Teach product search shortcuts first
Slow product lookup is the number-one cause of long queues. Train staff on the fastest way to find an item, in this order:
- Barcode scan for packaged goods — noodles, biscuits, cold drinks, cosmetics. Fastest and error-free.
- Search by short keyword for loose or unlabelled items. Teach them to type two or three letters ("wai" for Wai Wai, "sun" for sunflower oil) rather than the full name.
- Product shortcuts or favourites for your top 15–20 fast-movers, pinned to the main screen so they're one tap away.
Have the trainee bill a mock basket of ten common items against the clock. Repeat until they can do it without looking for the search box. Muscle memory built here is what survives the festival crowd.
Don't forget VAT, PAN and the printed bill
If your business is VAT-registered, staff must know that the bill shows your PAN/VAT number and that 13% VAT is calculated by the system, not added by hand. Teach them to always hand over the printed or digital bill — customers increasingly ask for it, and a proper tax invoice keeps you clean if the Inland Revenue office checks.
Train every payment method, especially digital
Cash is easy. The mistakes happen with digital payments, so drill these:
- eSewa and Khalti: show the customer the QR, and — this is critical — confirm the payment-received notification on your own phone or merchant app before marking the bill paid. Teach staff to never trust a customer's "sent" screenshot alone; screenshots can be old or edited.
- Bank QR / fonepay: same rule — verify the credit before closing the sale.
- Mixed payments: half cash, half Khalti is common. Show them how to split the tender so the bill still balances.
- Cash on delivery (COD): if you sell online too, COD orders are marked paid only when the courier remits the money — not when the order is placed. Make this distinction clear so your books aren't inflated.
Make cash-drawer reconciliation a daily ritual
This is where trust is built or broken. Teach a simple open-and-close routine:
- Opening float: count the starting cash (say NPR 2,000 in small notes for change) and record it before the first sale.
- During the day: all cash sales go in the drawer; all digital payments stay digital. Don't mix personal money in.
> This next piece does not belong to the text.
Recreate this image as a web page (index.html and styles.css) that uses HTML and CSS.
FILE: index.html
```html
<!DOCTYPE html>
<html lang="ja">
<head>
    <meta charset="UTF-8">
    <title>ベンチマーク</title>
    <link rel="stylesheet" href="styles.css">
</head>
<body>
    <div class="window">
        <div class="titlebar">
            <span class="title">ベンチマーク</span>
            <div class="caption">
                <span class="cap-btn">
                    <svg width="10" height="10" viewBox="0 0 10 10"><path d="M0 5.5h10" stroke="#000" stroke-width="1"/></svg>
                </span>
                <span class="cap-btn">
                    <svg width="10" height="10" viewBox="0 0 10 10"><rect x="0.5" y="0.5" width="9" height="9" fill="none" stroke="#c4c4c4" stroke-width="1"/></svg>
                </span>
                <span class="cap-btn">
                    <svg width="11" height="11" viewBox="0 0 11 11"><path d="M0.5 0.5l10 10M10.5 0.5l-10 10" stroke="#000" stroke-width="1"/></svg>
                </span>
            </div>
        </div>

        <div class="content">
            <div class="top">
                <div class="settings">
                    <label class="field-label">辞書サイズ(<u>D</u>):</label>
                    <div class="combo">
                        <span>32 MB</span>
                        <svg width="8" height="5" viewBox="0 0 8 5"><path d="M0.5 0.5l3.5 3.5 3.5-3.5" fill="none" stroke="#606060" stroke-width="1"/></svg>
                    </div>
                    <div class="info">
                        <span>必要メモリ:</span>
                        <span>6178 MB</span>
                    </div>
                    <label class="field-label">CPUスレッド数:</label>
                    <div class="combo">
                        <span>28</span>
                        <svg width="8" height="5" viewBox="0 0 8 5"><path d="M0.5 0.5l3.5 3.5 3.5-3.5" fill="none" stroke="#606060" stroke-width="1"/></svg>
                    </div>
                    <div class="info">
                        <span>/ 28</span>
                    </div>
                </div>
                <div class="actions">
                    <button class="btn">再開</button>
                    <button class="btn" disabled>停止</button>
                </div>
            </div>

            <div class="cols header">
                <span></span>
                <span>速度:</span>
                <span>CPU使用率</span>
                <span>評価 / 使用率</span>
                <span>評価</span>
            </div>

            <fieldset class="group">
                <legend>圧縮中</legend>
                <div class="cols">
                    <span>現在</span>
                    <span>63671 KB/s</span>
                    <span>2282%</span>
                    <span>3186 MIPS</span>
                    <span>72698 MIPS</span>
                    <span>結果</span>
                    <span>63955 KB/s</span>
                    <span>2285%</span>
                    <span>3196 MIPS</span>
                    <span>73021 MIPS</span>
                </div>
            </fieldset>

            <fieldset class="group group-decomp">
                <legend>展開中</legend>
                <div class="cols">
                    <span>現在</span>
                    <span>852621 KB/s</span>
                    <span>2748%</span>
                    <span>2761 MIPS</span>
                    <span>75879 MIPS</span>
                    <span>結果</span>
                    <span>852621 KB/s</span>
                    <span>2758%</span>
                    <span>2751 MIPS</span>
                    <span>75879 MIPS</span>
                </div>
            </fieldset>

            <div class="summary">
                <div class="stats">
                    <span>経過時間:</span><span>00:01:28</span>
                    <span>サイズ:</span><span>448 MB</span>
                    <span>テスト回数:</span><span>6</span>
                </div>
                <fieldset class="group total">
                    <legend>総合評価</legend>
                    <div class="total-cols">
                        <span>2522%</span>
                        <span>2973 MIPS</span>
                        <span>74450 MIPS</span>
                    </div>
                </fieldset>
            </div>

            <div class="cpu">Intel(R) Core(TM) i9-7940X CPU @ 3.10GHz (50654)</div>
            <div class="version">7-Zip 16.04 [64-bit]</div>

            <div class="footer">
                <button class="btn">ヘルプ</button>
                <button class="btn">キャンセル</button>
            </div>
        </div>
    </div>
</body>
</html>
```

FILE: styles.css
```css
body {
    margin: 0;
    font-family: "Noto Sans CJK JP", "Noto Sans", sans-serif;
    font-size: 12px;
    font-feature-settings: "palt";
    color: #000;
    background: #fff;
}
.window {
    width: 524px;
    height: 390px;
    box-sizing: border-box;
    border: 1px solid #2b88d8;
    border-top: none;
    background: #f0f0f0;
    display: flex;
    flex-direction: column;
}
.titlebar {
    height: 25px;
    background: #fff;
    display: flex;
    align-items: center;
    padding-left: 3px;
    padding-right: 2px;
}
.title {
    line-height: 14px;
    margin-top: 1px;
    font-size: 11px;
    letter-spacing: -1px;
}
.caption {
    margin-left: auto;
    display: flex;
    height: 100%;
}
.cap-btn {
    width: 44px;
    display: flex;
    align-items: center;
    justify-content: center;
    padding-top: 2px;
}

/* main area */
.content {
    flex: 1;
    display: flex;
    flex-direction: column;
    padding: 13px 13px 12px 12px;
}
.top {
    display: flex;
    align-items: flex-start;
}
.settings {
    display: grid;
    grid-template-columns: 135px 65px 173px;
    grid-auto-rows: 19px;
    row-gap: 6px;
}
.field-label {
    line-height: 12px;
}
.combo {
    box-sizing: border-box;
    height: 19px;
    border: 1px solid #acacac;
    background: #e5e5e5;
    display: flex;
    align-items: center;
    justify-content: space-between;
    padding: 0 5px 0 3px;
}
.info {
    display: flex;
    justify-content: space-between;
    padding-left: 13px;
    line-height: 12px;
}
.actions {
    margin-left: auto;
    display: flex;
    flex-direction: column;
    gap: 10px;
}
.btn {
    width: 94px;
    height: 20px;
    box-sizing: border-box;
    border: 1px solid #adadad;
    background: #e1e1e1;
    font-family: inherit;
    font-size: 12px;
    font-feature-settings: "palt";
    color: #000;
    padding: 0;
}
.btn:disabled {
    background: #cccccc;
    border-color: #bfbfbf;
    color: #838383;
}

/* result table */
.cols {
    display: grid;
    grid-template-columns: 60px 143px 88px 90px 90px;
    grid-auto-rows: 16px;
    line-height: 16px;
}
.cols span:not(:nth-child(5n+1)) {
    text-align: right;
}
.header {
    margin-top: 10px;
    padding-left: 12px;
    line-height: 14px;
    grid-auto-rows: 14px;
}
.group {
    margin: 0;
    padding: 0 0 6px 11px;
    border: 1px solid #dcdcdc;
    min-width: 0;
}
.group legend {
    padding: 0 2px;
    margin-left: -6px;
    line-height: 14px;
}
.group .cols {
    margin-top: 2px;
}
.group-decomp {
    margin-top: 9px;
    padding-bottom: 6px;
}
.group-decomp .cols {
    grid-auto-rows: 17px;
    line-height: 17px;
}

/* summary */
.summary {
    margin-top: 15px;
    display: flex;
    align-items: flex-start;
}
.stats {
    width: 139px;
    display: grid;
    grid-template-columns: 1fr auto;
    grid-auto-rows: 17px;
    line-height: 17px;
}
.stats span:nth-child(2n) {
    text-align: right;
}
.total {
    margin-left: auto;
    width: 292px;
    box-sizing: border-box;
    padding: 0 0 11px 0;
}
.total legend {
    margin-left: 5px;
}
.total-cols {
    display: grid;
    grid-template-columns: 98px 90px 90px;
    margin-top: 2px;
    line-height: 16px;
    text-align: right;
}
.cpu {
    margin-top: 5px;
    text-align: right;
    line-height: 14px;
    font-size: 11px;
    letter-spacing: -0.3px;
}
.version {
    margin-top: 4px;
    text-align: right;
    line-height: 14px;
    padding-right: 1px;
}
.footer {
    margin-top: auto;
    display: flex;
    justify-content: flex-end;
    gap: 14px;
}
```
- Closing count: at end of shift, the system shows expected cash = opening float + cash sales − cash refunds/payouts. The staff counts the physical drawer and compares.
- Explain the gap: a small mismatch usually means wrong change given or a sale taken on cash but recorded as Khalti. Investigate same-day, while memory is fresh.
Doing this every single day — not just when something feels off — turns reconciliation into a normal habit rather than an accusation.
Handling voids, refunds and returns
New staff get nervous when they make a billing mistake, and panic causes bigger errors. Set a clear rule: mistakes are fixed through the system, never by quietly pocketing or deleting.
- Wrong item before payment: remove the line and re-bill — usually allowed for cashiers.
- Void after payment: requires a manager login and a reason ("double charged", "customer cancelled"). This protects staff from being blamed and keeps an audit trail.
- Returns/exchanges: common after Tihar gifting. Process a proper return so stock comes back into inventory and any refund is recorded — don't just hand cash from the drawer.
Practise one void and one return together before the trainee works alone, so the first real one isn't a surprise.
How Saauzi fits in
One reason onboarding drags is juggling separate tools for billing, stock, online orders and payments. Saauzi brings POS, your online store, eSewa/Khalti/bank payments and delivery into one Nepal-focused system, with per-staff logins and role permissions built in — so a new hire learns one screen, and you keep control over voids, discounts and reports from day one.
Your takeaway
Don't train everything at once. For a new hire, cover three things on day one — product search, taking cash and digital payments, and printing the bill — and let them bill under your eye for a day. Add voids, returns and drawer reconciliation in week one. Print a one-page cheat sheet, tape it near the counter, and your staff will be festival-ready well before the Dashain crowd arrives.